"Why not? My friendship for you need deprive her of nothing."
"I must think it over."
"Don't think. Don't analyze at all. Just stay." A grave smile lighted his face. "I'm not making this as a selfish proposition, Diana. I shan't expect to absorb you, to take you away from other friendships. But I want you to be near me at such times as this; when my world was without a ray of light, you illumined it with your friendly taper."
Diana climbed the steps in an uplifted mood. This, then, was the solution of the difficulty. She had been making high tragedy of the situation when it might be solved sensibly. She remembered a quotation which she had copied in her school note-book: "My friend is one with whom I can associate my choicest thought." Her friendship with Anthony could go on as before. She could be an inspirational force in his life. Had she the right to refuse?

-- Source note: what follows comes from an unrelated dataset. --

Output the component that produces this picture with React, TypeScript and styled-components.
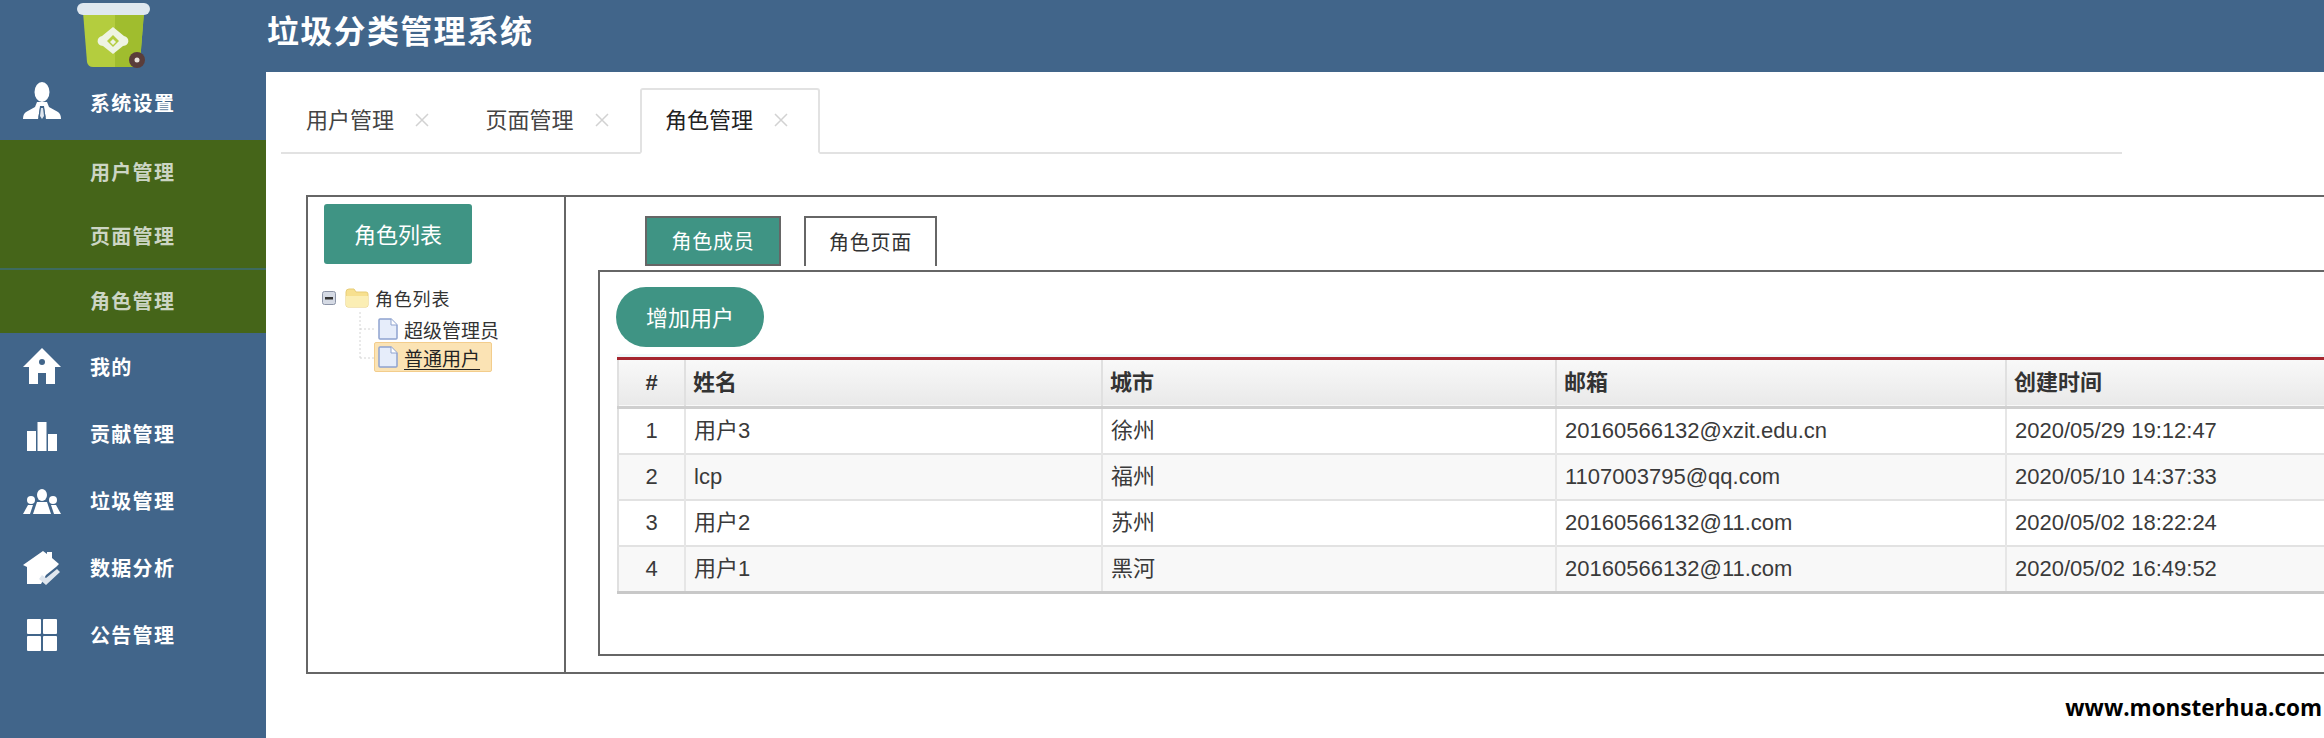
import React from "react";
import styled, { createGlobalStyle } from "styled-components";

const Global = createGlobalStyle`
  html, body { margin: 0; padding: 0; background: #fff; overflow: hidden; }
  body { font-family: "Liberation Sans", "Noto Sans CJK SC", sans-serif; color: #333; }
  * { box-sizing: border-box; }
`;

const Page = styled.div`
  display: flex;
  width: 2324px;
  height: 738px;
  overflow: hidden;
  position: relative;
`;
const Sidebar = styled.aside`
  flex: 0 0 266px;
  background: #41658a;
  display: flex;
  flex-direction: column;
`;
const LogoBox = styled.div`
  height: 68px;
  padding-left: 77px;
  display: flex;
  align-items: flex-start;
`;
const NavRow = styled.div<{ $h: number; $lift?: number }>`
  height: ${(p) => p.$h}px;
  padding-bottom: ${(p) => p.$lift ?? 0}px;
  display: flex;
  align-items: center;
  color: #fff;
  font-size: 20px;
  font-weight: 700;
  letter-spacing: 1.3px;
`;
const NavIcon = styled.span`
  flex: 0 0 90px;
  display: flex;
  justify-content: center;
  padding-right: 6px;
`;
const SubMenu = styled.div`
  background: #456519;
  height: 193px;
  display: flex;
  flex-direction: column;
`;
const SubRow = styled.div<{ $h: number; $line?: boolean }>`
  height: ${(p) => p.$h}px;
  padding: 0 0 2px 90px;
  display: flex;
  align-items: center;
  color: #ccd5c4;
  font-size: 20px;
  font-weight: 700;
  letter-spacing: 1.3px;
  border-bottom: ${(p) => (p.$line ? "2px solid #3d6a5f" : "none")};
`;
const Main = styled.main`
  flex: 1;
  min-width: 0;
  display: flex;
  flex-direction: column;
`;
const Header = styled.header`
  flex: 0 0 72px;
  background: #41658a;
  color: #fff;
  font-size: 32px;
  font-weight: 700;
  letter-spacing: 1.3px;
  display: flex;
  align-items: center;
  padding: 0 0 14px 1px;
`;
const TabStrip = styled.div`
  margin: 16px 0 0 15px;
  width: 1841px;
  height: 66px;
  border-bottom: 2px solid #e2e2e2;
  display: flex;
`;
const Tab = styled.div<{ $active?: boolean }>`
  flex: 0 0 179.5px;
  height: 66px;
  padding: 0 0 6px ${(p) => (p.$active ? "23px" : "25px")};
  display: flex;
  align-items: center;
  font-size: 22px;
  color: ${(p) => (p.$active ? "#222" : "#444")};
  background: ${(p) => (p.$active ? "#fff" : "transparent")};
  border: ${(p) => (p.$active ? "2px solid #e2e2e2" : "none")};
  border-bottom: ${(p) => (p.$active ? "2px solid #fff" : "none")};
  border-radius: 3px 3px 0 0;
`;
const TabClose = styled.span`
  margin: 3px 0 0 21px;
  display: flex;
`;
const Panel = styled.section`
  margin: 41px 0 0 40px;
  width: 2200px;
  height: 479px;
  border: 2px solid #666;
  display: flex;
`;
const LeftPane = styled.div`
  flex: 0 0 258px;
  border-right: 2px solid #666;
  padding: 7px 0 0 16px;
  display: flex;
  flex-direction: column;
`;
const PrimaryButton = styled.div<{ $pill?: boolean }>`
  width: 148px;
  height: 60px;
  background: #3f9484;
  color: #fff;
  font-size: 22px;
  padding-bottom: 2px;
  display: flex;
  align-items: center;
  justify-content: center;
  border-radius: ${(p) => (p.$pill ? "30px" : "3px")};
`;
const Tree = styled.div`
  margin: 22px 0 0 -2px;
  font-size: 18px;
  letter-spacing: 0.8px;
  color: #333;
  position: relative;
`;
const TreeRoot = styled.div`
  height: 24px;
  display: flex;
  align-items: center;
`;
const TreeToggle = styled.span`
  display: flex;
  margin-right: 9px;
`;
const TreeFolder = styled.span`
  display: flex;
  margin-right: 6px;
`;
const TreeChild = styled.div<{ $selected?: boolean }>`
  position: absolute;
  left: 52px;
  width: 118px;
  height: 30px;
  top: ${(p) => (p.$selected ? "56px" : "28px")};
  display: flex;
  align-items: center;
  gap: 5px;
  padding-left: 2px;
  white-space: nowrap;
  font-size: 19px;
  letter-spacing: 0;
  background: ${(p) => (p.$selected ? "#fbe3b4" : "transparent")};
  border: 1px solid ${(p) => (p.$selected ? "#f3cd8c" : "transparent")};
  border-radius: 2px;
`;
const TreeFile = styled.span`
  flex: 0 0 22px;
  display: flex;
`;
const TreeLabel = styled.span<{ $selected?: boolean }>`
  text-decoration: ${(p) => (p.$selected ? "underline" : "none")};
  text-underline-offset: 3px;
  color: ${(p) => (p.$selected ? "#222" : "#333")};
`;
const TreeLine = styled.svg`
  position: absolute;
  left: 37px;
  top: 26px;
`;
const RightPane = styled.div`
  flex: 1;
  display: flex;
  flex-direction: column;
  padding-top: 19px;
`;
const InnerTabs = styled.div`
  display: flex;
  gap: 23px;
  padding-left: 79px;
  height: 54px;
`;
const InnerTab = styled.div<{ $active?: boolean }>`
  width: ${(p) => (p.$active ? "136px" : "133px")};
  height: 50px;
  padding-bottom: 2px;
  border: 2px solid #666;
  border-bottom: ${(p) => (p.$active ? "2px solid #666" : "none")};
  background: ${(p) => (p.$active ? "#3f9484" : "#fff")};
  color: ${(p) => (p.$active ? "#fff" : "#333")};
  font-size: 20px;
  letter-spacing: 0.7px;
  display: flex;
  align-items: center;
  justify-content: center;
`;
const InnerBox = styled.div`
  margin-left: 32px;
  height: 386px;
  border: 2px solid #666;
  padding: 15px 0 0 16px;
`;
const TableFrame = styled.table`
  margin: 10px 0 0 1px;
  border-collapse: collapse;
  table-layout: fixed;
  width: 1900px;
  border-top: 3px solid #a5262f;
  box-shadow: 0 -3px 0 #eef8fa;
  border-bottom: 3px solid #c8c8c8;
  border-left: 2px solid #e0e0e0;
`;
const HeadRow = styled.tr`
  height: 49px;
  background: linear-gradient(#f9f9f9, #e9e9e9);
  border-bottom: 3px solid #cfcfcf;
`;
const HeadCell = styled.th<{ $center?: boolean }>`
  font-size: 22px;
  line-height: 26px;
  font-weight: 700;
  color: #333;
  text-align: ${(p) => (p.$center ? "center" : "left")};
  padding: 0 7px;
  border-right: 2px solid #e0e0e0;
`;
const BodyRow = styled.tr<{ $alt: boolean }>`
  height: 46px;
  background: ${(p) => (p.$alt ? "#f8f8f8" : "#fff")};
  border-bottom: 2px solid #e2e2e2;
  &:last-child {
    height: 47px;
  }
`;
const BodyCell = styled.td<{ $center?: boolean }>`
  font-size: 22px;
  line-height: 26px;
  color: #3a3a3a;
  text-align: ${(p) => (p.$center ? "center" : "left")};
  padding: 0 8px;
  border-right: 2px solid #e6e6e6;
  white-space: nowrap;
`;
const Watermark = styled.div`
  position: absolute;
  right: 2px;
  top: 692px;
  font-family: "Open Sans", "Liberation Sans", sans-serif;
  font-weight: 700;
  font-size: 22.5px;
  line-height: 32px;
  color: #000;
`;

const Logo = () => (
  <svg width="74" height="68" viewBox="0 0 74 68">
    <path d="M6 12h61l-4 50q-1 5-6 5H16q-5 0-6-5z" fill="#b4cd3e" />
    <path d="M38 12h29l-4 50q-1 5-6 5H38z" fill="#a0bd2e" />
    <rect x="0" y="3" width="73" height="12" rx="6" fill="#dfe8f0" />
    <path d="M36 27l11 9c6 1 6 10-1 10l-10 8-10-8c-7 0-7-9-1-10z" fill="#eef4e2" />
    <path d="M36 35l6 6-6 6-6-6z" fill="#b4cd3e" />
    <path d="M36 39l3 3-3 3-3-3z" fill="#eef4e2" />
    <circle cx="60" cy="60" r="8" fill="#5a3d3a" />
    <circle cx="60" cy="60" r="2.5" fill="#e8e2dd" />
  </svg>
);

const I = { width: 42, height: 42, viewBox: "0 0 42 42", fill: "#fff" };

const PersonIcon = () => (
  <svg {...I}>
    <ellipse cx="21" cy="11" rx="7.500" ry="10" />
    <path d="M16 21l-2 5-9 5q-3 2-3 7h15l2-11h4l2 11h15q0-5-3-7l-9-5-2-5z" />
    <path d="M19 25h4l1.500 11-3.500 4-3.500-4z" fill="#41658a" />
    <path d="M20 27h2l1 8-2 3-2-3z" fill="#dfe6ee" />
  </svg>
);
const HomeIcon = () => (
  <svg {...I}>
    <path d="M21 2L2 21h6v17h9V27h8v11h9V21h6z" />
    <circle cx="21" cy="16" r="3" fill="#41658a" />
  </svg>
);
const BarsIcon = () => (
  <svg {...I}>
    <rect x="6" y="18" width="9" height="20" />
    <rect x="16.500" y="9" width="9" height="29" />
    <rect x="27" y="21" width="9" height="17" />
  </svg>
);
const GroupIcon = () => (
  <svg {...I}>
    <ellipse cx="21" cy="15" rx="5" ry="6" />
    <circle cx="10" cy="20" r="4" />
    <circle cx="32" cy="20" r="4" />
    <path d="M12 34l4-12h10l4 12z" />
    <path d="M2 34l5-9h5l-3 9z" />
    <path d="M40 34l-5-9h-5l3 9z" />
  </svg>
);
const HomeCheckIcon = () => (
  <svg {...I}>
    <path d="M2 18L22 4l4 3V5h5v6l7 6-3 3-10 8-5 9H6V20z" />
    <path d="M18 32l7 6 14-13-3-3-11 9-4-3z" fill="#dfe6ee" />
  </svg>
);
const GridIcon = () => (
  <svg {...I}>
    <rect x="6" y="5" width="14" height="15" rx="1" />
    <rect x="22" y="5" width="14" height="15" rx="1" />
    <rect x="6" y="22" width="14" height="15" rx="1" />
    <rect x="22" y="22" width="14" height="15" rx="1" />
  </svg>
);

const CloseIcon = () => (
  <svg width="14" height="14" viewBox="0 0 14 14" stroke="#d2d2d2" strokeWidth="1.500" fill="none">
    <path d="M1 1l12 12M13 1L1 13" />
  </svg>
);

const MinusBox = () => (
  <svg width="14" height="14" viewBox="0 0 14 14">
    <rect x="0.5" y="0.5" width="13" height="13" rx="2" fill="#d5dae4" stroke="#8b93a6" />
    <rect x="3" y="6" width="8" height="2.500" fill="#333" />
  </svg>
);
const FolderIcon = () => (
  <svg width="24" height="20" viewBox="0 0 24 20">
    <path d="M1 4q0-3 3-3h5l2 3h10q2 0 2 2v11q0 2-2 2H3q-2 0-2-2z" fill="#f7e08f" stroke="#e7cc77" />
    <path d="M1 8h22v9q0 2-2 2H3q-2 0-2-2z" fill="#fbeeb4" />
  </svg>
);
const FileIcon = () => (
  <svg width="22" height="22" viewBox="0 0 22 22">
    <path d="M3 1h11l6 6v13q0 1-1 1H3q-1 0-1-1V2q0-1 1-1z" fill="#e6edfa" stroke="#8fa3cf" strokeWidth="1.500" />
    <path d="M14 1v6h6" fill="#fff" stroke="#8fa3cf" />
  </svg>
);

const rows = [
  ["1", "用户3", "徐州", "20160566132@xzit.edu.cn", "2020/05/29 19:12:47"],
  ["2", "lcp", "福州", "1107003795@qq.com", "2020/05/10 14:37:33"],
  ["3", "用户2", "苏州", "20160566132@11.com", "2020/05/02 18:22:24"],
  ["4", "用户1", "黑河", "20160566132@11.com", "2020/05/02 16:49:52"],
];

const tabs = [
  { label: "用户管理" },
  { label: "页面管理" },
  { label: "角色管理", active: true },
];

const navBelow = [
  { label: "我的", icon: <HomeIcon /> },
  { label: "贡献管理", icon: <BarsIcon /> },
  { label: "垃圾管理", icon: <GroupIcon /> },
  { label: "数据分析", icon: <HomeCheckIcon /> },
  { label: "公告管理", icon: <GridIcon /> },
];

export default function App() {
  return (
    <Page>
      <Global />
      <Sidebar>
        <LogoBox>
          <Logo />
        </LogoBox>
        <NavRow $h={72} $lift={4}>
          <NavIcon>
            <PersonIcon />
          </NavIcon>
          系统设置
        </NavRow>
        <SubMenu>
          <SubRow $h={64}>用户管理</SubRow>
          <SubRow $h={66} $line>
            页面管理
          </SubRow>
          <SubRow $h={63}>角色管理</SubRow>
        </SubMenu>
        {navBelow.map((n) => (
          <NavRow $h={67} key={n.label}>
            <NavIcon>{n.icon}</NavIcon>
            {n.label}
          </NavRow>
        ))}
      </Sidebar>
      <Main>
        <Header>垃圾分类管理系统</Header>
        <TabStrip>
          {tabs.map((t) => (
            <Tab key={t.label} $active={t.active}>
              {t.label}
              <TabClose>
                <CloseIcon />
              </TabClose>
            </Tab>
          ))}
        </TabStrip>
        <Panel>
          <LeftPane>
            <PrimaryButton>角色列表</PrimaryButton>
            <Tree>
              <TreeRoot>
                <TreeToggle>
                  <MinusBox />
                </TreeToggle>
                <TreeFolder>
                  <FolderIcon />
                </TreeFolder>
                角色列表
              </TreeRoot>
              <TreeLine width="16" height="48" viewBox="0 0 16 48" stroke="#d4d4d4" strokeDasharray="2 2" fill="none">
                <path d="M1 0v46M1 17h14M1 46h14" />
              </TreeLine>
              <TreeChild>
                <TreeFile>
                  <FileIcon />
                </TreeFile>
                <TreeLabel>超级管理员</TreeLabel>
              </TreeChild>
              <TreeChild $selected>
                <TreeFile>
                  <FileIcon />
                </TreeFile>
                <TreeLabel $selected>普通用户</TreeLabel>
              </TreeChild>
            </Tree>
          </LeftPane>
          <RightPane>
            <InnerTabs>
              <InnerTab $active>角色成员</InnerTab>
              <InnerTab>角色页面</InnerTab>
            </InnerTabs>
            <InnerBox>
              <PrimaryButton $pill>增加用户</PrimaryButton>
              <TableFrame>
                <colgroup>
                  <col width="67" />
                  <col width="417" />
                  <col width="454" />
                  <col width="450" />
                  <col width="512" />
                </colgroup>
                <thead>
                  <HeadRow>
                    <HeadCell $center>#</HeadCell>
                    <HeadCell>姓名</HeadCell>
                    <HeadCell>城市</HeadCell>
                    <HeadCell>邮箱</HeadCell>
                    <HeadCell>创建时间</HeadCell>
                  </HeadRow>
                </thead>
                <tbody>
                  {rows.map((r, i) => (
                    <BodyRow key={r[0]} $alt={i % 2 === 1}>
                      {r.map((c, j) => (
                        <BodyCell key={j} $center={j === 0}>
                          {c}
                        </BodyCell>
                      ))}
                    </BodyRow>
                  ))}
                </tbody>
              </TableFrame>
            </InnerBox>
          </RightPane>
        </Panel>
      </Main>
      <Watermark>www.monsterhua.com</Watermark>
    </Page>
  );
}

She found Bettina and Sophie sitting up for her.
"Oh, you're back so soon," Bettina said. "Is she better? Is that little girl better?"
Diana returned to realities with a shock. How selfish she had been! She had almost forgotten that poor little soul at the hospital.
"No, she isn't better." She shrank from voicing the truth. "They couldn't save her, and before I reached there she was—gone."
"Dead!" Bettina shuddered. "Oh, I think such things are dreadful; I don't see how Anthony stands it."
"It has made him very miserable," Diana told her; "he hates to lose a case."